> **Short problem**: Copy out each line that includes the word "React".

> **Information provided**:
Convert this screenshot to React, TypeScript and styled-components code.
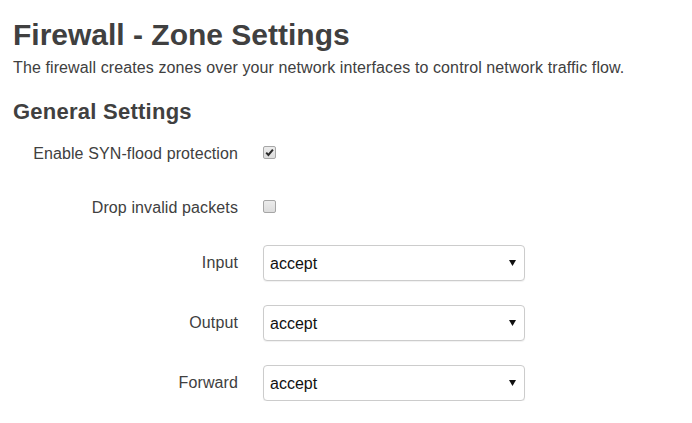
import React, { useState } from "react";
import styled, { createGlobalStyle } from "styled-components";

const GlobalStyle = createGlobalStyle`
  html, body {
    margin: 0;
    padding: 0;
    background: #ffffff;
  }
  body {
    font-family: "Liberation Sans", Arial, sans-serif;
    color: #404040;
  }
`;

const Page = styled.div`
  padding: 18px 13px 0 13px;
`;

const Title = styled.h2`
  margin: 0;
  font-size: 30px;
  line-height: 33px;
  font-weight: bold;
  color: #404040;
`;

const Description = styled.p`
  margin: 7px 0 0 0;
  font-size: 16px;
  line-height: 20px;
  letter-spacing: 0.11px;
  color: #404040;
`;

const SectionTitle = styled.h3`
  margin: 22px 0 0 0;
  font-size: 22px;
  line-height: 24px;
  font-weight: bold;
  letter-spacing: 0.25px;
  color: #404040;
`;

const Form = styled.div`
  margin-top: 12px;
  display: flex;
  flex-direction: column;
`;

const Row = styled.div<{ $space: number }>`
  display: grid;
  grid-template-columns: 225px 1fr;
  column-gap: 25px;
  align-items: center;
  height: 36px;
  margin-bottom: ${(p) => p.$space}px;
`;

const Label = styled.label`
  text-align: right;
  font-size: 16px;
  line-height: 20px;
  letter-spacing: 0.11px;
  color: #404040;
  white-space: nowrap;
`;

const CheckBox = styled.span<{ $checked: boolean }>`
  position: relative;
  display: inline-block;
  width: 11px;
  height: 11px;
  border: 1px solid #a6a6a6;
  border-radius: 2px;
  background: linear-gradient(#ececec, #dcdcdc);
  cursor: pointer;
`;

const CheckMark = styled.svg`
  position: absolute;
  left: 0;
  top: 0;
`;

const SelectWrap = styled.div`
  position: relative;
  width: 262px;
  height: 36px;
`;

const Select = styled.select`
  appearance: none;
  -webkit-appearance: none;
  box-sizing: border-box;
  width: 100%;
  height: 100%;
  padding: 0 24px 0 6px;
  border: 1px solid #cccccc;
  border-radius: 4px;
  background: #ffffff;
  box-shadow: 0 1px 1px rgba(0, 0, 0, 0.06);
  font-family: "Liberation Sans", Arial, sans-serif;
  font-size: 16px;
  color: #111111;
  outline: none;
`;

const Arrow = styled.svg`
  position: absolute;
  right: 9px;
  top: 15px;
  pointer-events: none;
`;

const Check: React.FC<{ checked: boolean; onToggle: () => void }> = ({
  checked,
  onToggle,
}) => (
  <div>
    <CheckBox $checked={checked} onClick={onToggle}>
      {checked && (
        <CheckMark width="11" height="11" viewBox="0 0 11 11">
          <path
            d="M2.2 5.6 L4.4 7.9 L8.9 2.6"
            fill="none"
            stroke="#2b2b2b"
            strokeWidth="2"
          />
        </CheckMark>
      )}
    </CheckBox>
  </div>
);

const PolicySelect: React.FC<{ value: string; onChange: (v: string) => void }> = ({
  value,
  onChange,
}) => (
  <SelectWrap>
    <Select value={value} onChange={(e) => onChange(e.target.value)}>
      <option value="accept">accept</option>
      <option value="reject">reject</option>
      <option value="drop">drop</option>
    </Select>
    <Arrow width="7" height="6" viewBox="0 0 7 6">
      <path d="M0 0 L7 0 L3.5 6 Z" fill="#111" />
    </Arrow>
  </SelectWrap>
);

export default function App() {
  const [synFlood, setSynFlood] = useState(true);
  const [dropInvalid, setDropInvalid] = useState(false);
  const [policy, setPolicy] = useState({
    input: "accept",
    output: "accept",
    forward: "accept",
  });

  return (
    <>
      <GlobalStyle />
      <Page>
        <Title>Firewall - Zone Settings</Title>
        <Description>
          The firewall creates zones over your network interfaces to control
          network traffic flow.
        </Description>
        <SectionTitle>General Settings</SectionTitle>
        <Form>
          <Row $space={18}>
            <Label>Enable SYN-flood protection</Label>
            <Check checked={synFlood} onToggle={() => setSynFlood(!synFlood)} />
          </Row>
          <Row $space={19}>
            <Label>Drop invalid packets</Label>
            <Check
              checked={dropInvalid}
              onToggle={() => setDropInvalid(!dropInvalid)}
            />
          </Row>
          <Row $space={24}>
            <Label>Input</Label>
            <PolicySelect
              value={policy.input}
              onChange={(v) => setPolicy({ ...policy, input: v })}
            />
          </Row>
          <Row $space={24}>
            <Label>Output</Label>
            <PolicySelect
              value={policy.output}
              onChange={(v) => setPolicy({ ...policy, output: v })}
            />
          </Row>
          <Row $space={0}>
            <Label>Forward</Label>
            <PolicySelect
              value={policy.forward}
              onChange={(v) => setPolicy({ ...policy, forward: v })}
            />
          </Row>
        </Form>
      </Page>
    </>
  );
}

> **Exercise solution**:
Convert this screenshot to React, TypeScript and styled-components code.
import React, { useState } from "react";
const Check: React.FC<{ checked: boolean; onToggle: () => void }> = ({
const PolicySelect: React.FC<{ value: string; onChange: (v: string) => void }> = ({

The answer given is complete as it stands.